Stop Tinkering and Start Living


We’re certainly familiar with the name Mercedes Benz. We may be less familiar with the name Karl Benz, the man who built the first practical automotive.

But I don’t want to talk about Karl. I want to tell a story about his wife. Let’s give a shout out to Bertha Benz, whose birthday is celebrated this week (May 3). Without Bertha, we may never have heard of Karl.

Karl was a pretty sharp guy. In the 1870s, he was building gas engines, and he patented a few things we take for granted today: things like spark plugs, radiators, carburetors, and gear shifts. His business did well, leaving him time to play around with another idea: creating a horseless carriage.

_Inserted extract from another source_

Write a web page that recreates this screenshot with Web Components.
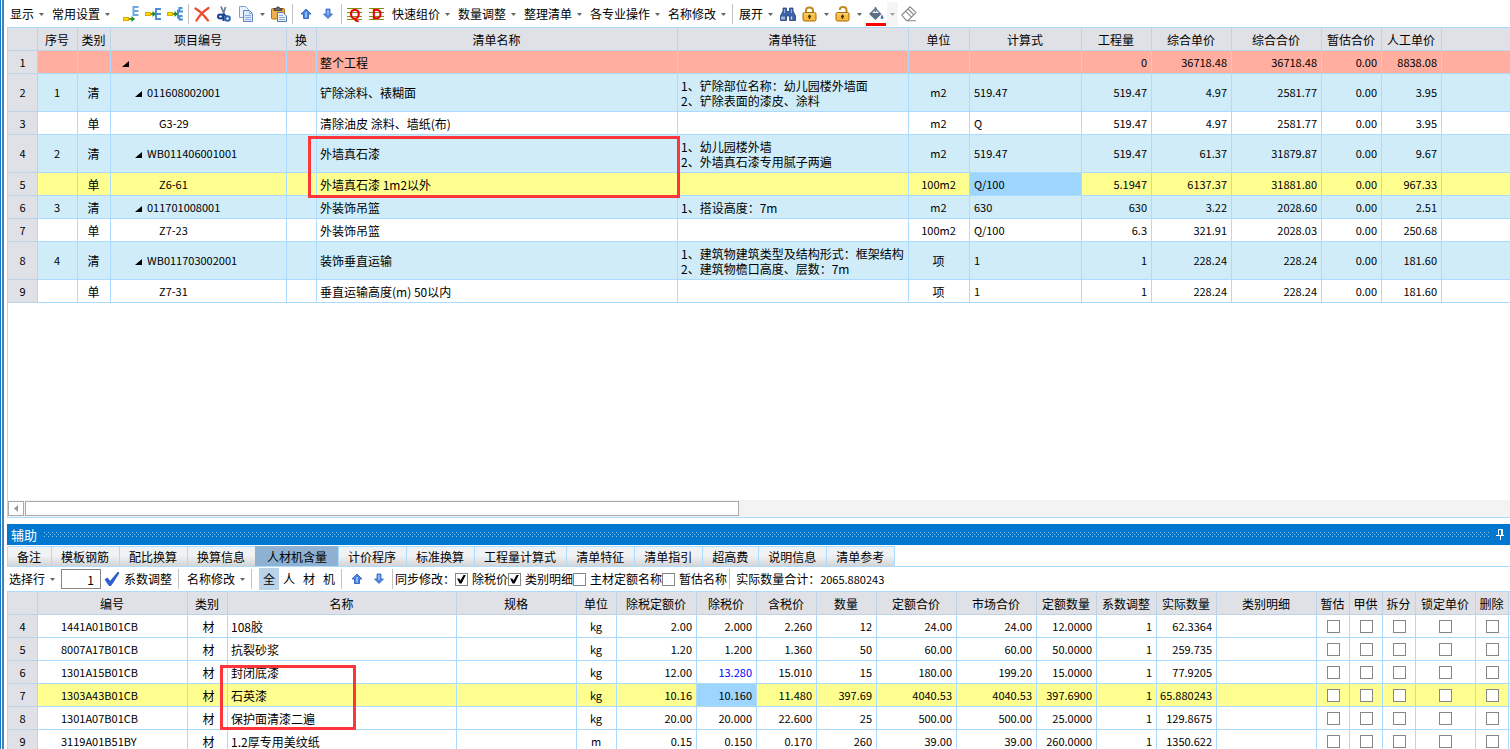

And that’s what he did. Karl invented the first automobile. Only problem was that he wasn’t ready to sell it. The vehicle worked—and it worked fine—but he kept wanting to tinker with it.

Enter Karl’s wife, Bertha. She was his business partner and the business brains in their marriage and company. She knew her husband was on to something. She wanted him to manufacture and sell, but Karl wanted to perfect it. So he kept tinkering.

In August 1888, without telling her husband what she was doing, Bertha took the car on a road trip. The first road trip. She took along their two teenage sons and drove 66 miles to her mother’s house. She accomplished three great feats.

  1. She proved to her husband that his automobile was reliable and road worthy.
  2. She showed curious onlookers that the automobile could serve a useful purpose.
  3. She survived the first road trip with two teenage boys.

Karl was convinced. They immediately began to manufacture and sell. And the rest is history.


Too many Christians think we have to be perfect before we tell others about Christ. They’re wary of “putting Him on display” until they’ve matured, learned more about the Bible, overcome a particular habit, or … well, you get the idea. We want to keep tinkering with our walk with Christ before we put it out there for all to see. After all, we don’t want to make Jesus look bad.

Perfection is our goal, but you ain’t there—and you won’t be any time soon. Spiritual maturity and growth in Christ is a lifelong journey.

The attraction of the Christian life comes in seeing us as real people who love Jesus. I’m convinced people respond positively when they see Christ in us—even with our imperfections.

Paul wrote about his own imperfections.

But he said to me, ‘My grace is sufficient for you, for my power is made perfect in weakness.’ Therefore I will boast all the more gladly about my weaknesses, so that Christ’s power may rest on me. That is why, for Christ’s sake, I delight in weaknesses, in insults, in hardships, in persecutions, in difficulties. For when I am weak, then I am strong” (2 Cor. 12:9-10).

It’s OK to keep on tinkering. Even Karl Benz, after he began selling cars, kept tinkering and making improvements. But his wife taught him that tinkering should not keep us from getting on the road.

So get on the road, and don’t be afraid to live out your faith in front of others.